To understand why this is a problem in the specific context of a polyvocal court, let us consider what Justice Dipak Misra (the second-most senior judge of the Court, and scheduled to become Chief Justice of India this August) has done to Article 19(1)(a) of the Constitution. In Devidas Tuljapurkar, he ignored fifty years of precedent and invented out of thin air a new standard of obscenity applicable only to “historically respectable personalities.” In Subramanian Swamy, he upheld the constitutionality of criminal defamation as it stood, ignored the conflict that the ruling set up with the coordinate bench judgment in R. Rajagopal vs State of TNconcerning the different standards in civil and criminal defamation law, and invented a mythical doctrine of “constitutional fraternity” to justify this. In his interim orders in the national anthem case, he has ignored the binding judgments of nine judges in Naresh Mirajkar and five judges in Rupa Ashok Hurra, as well as the basics of separation of powers, and has made the playing of the national anthem compulsory in cinemas before every film. In his interim orders in Sabu Mathew George, he has passed interim orders on the “auto-blocking” of keywords for sex determination, supposedly justified under the PCPNDT Act, but without any consideration of the 19(1)(a) issues at play (including those of intermediary liability). And in the Azam Khan case, which he is presently hearing, he has framed issues on whether political figures can be restrained from commenting on rape allegations, on the basis of another invented doctrine labeled “constitutional compassion” (and also goes against a line of judgments starting with Sakal Papers and ending with Shreya Singhal, which have made it clear that freedom of speech can be restricted only on the grounds listed in Article 19(2)). Out of the five cases mentioned above, four have come to the Court as PILs.

These five cases make it clear that Justice Dipak Misra does not consider the freedom of speech to be of much value. That is his personal prerogative; however, when in case after case, brought to the Court through flimsy PILs, he passes judgments that place vast swathes of speech off limits, through the invention of new doctrines completely untethered from constitutional text and at odds with clear precedent, it becomes a serious problem.

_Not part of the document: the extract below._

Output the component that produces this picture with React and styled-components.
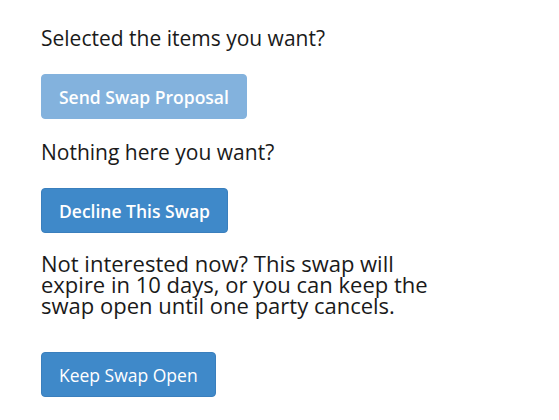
import React from 'react';
import styled, { createGlobalStyle } from 'styled-components';

const GlobalStyle = createGlobalStyle`
  body {
    margin: 0;
    background: #ffffff;
    font-family: "Open Sans", "Noto Sans", sans-serif;
    color: #1a1a1a;
  }
`;

function App() {
  return (
    <>
      <GlobalStyle />
      <Wrapper>
        <Prompt>Selected the items you want?</Prompt>
        <ActionButton disabled bold>
          Send Swap Proposal
        </ActionButton>
        <Prompt>Nothing here you want?</Prompt>
        <ActionButton bold>Decline This Swap</ActionButton>
        <Note>
          Not interested now? This swap will expire in 10 days, or you can
          keep the swap open until one party cancels.
        </Note>
        <ActionButton>Keep Swap Open</ActionButton>
      </Wrapper>
    </>
  );
}

const Wrapper = styled.main`
  display: flex;
  flex-direction: column;
  align-items: flex-start;
  padding: 25px 0 0 41px;
  width: 400px;
`;

const Prompt = styled.p`
  margin: 0 0 23px;
  font-size: 21px;
  line-height: 26px;
`;

const Note = styled(Prompt)`
  margin-bottom: 36px;
  font-size: 22px;
  line-height: 21px;
`;

const ActionButton = styled.button`
  height: 45px;
  margin-bottom: 20px;
  padding: 0 17px;
  font-family: inherit;
  font-size: 17.5px;
  font-weight: ${({ bold }) => (bold ? 600 : 400)};
  color: #ffffff;
  background-color: #3f89c9;
  border: 1px solid #3a7fbd;
  border-radius: 4px;
  cursor: pointer;

  &:disabled {
    background-color: #83b2dd;
    border-color: #83b2dd;
    cursor: default;
  }
`;

export default App;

Now, in ordinary circumstances, to implement his views on free speech (or the lack thereof), Justice Misra would have had to convince a bench of five or seven judges to agree with him. However, as the senior judge in a two judge bench, he only has to convince one judge – and anyone who has spent any time in the Supreme Court knows that puisne judges rarely assert themselves against senior judges (there are exceptions, of course).

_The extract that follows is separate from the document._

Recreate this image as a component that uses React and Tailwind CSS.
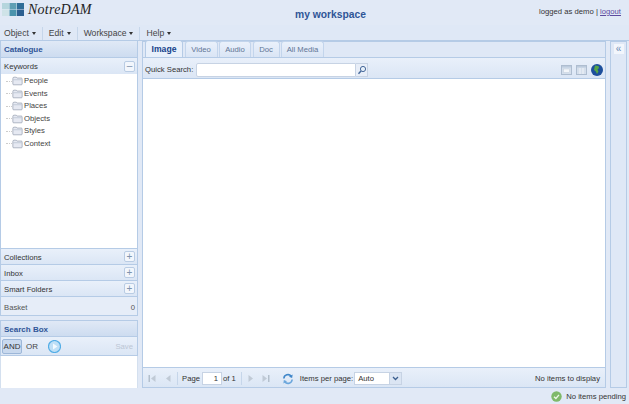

When, therefore, you combine the following features: decisions being rendered effectively by one individual (who is assigned these cases based on roster determinations by another individual, the Chief Justice), the declining importance of precedent, the evisceration of subject matter and jurisdictional limits, the fact that Article 145(3) (which requires that issues of substantial constitutional importance be heard by a bench of at least five judges) is more or less a dead letter (because the decision to refer is made by the judge hearing the case in the first place), and the predominance of PIL (which, as Anuj Bhuwania points out in his book, often amounts to the Court choosing a petitioner as much as it does a petitioner choosing the Court), you get the following result: the power to shape crucial areas of law, including fundamental rights, which impact peoples’ lives, rests in the hands of single individuals; and every institutional feature that might place a check upon those individuals’ predilections becoming the law of the land has been rendered virtually non-existent. The most basic and most important feature about a constitutional court – that its decisions ought to be rendered through a collegial process, involving give and take and compromise between judges of differing views – has completely gone.

This takes us to a crucial question, which arises simply because of what the Court has become: what about the responsibility of the other twenty-six judges who sit on the Supreme Court? For example, I suspect – and indeed, I would hope – that many of them have strongly different views on the role of free speech in a constitutional democracy, or at the very least, that they disapprove of the use of PILs to advance an anti-free speech jurisprudence that runs counter to precedent, text, and the separation of powers. In such a situation, it seems particularly problematic that a single individual (by virtue of the CJI-determined roster – and the concentration of power in the hands of the CJI will be the subject of a further post) gets to speak for the Court on issues of such great constitutional importance.

The Court as a whole, therefore, has the responsibility of evolving a mechanism that prevents this. Perhaps issues involving any article of the Constitution must compulsorily be sent to a five-judge bench, regardless of the referring judge’s opinion. Perhaps in issues involving constitutional articles, judges not on the two-judge bench should be able to write dissenting notes on the exposition of law involved – a radical suggestion, but this is a Court operating in an entirely unprecedented context. Whatever the solution, however, it is important to stress that the other twenty-six judges have to bear a substantial share of the responsibility: we cannot employ the fiction of “many different Supreme Courts” to absolve judges who, as part of the institution, acquiesce to judicial conduct and jurisprudence that they find contrary to the Constitution. Inaction must imply agreement.

I do not suggest that either of the two potential solutions outlined above will work; at the very least, though, this is a conversation that we must now begin to have.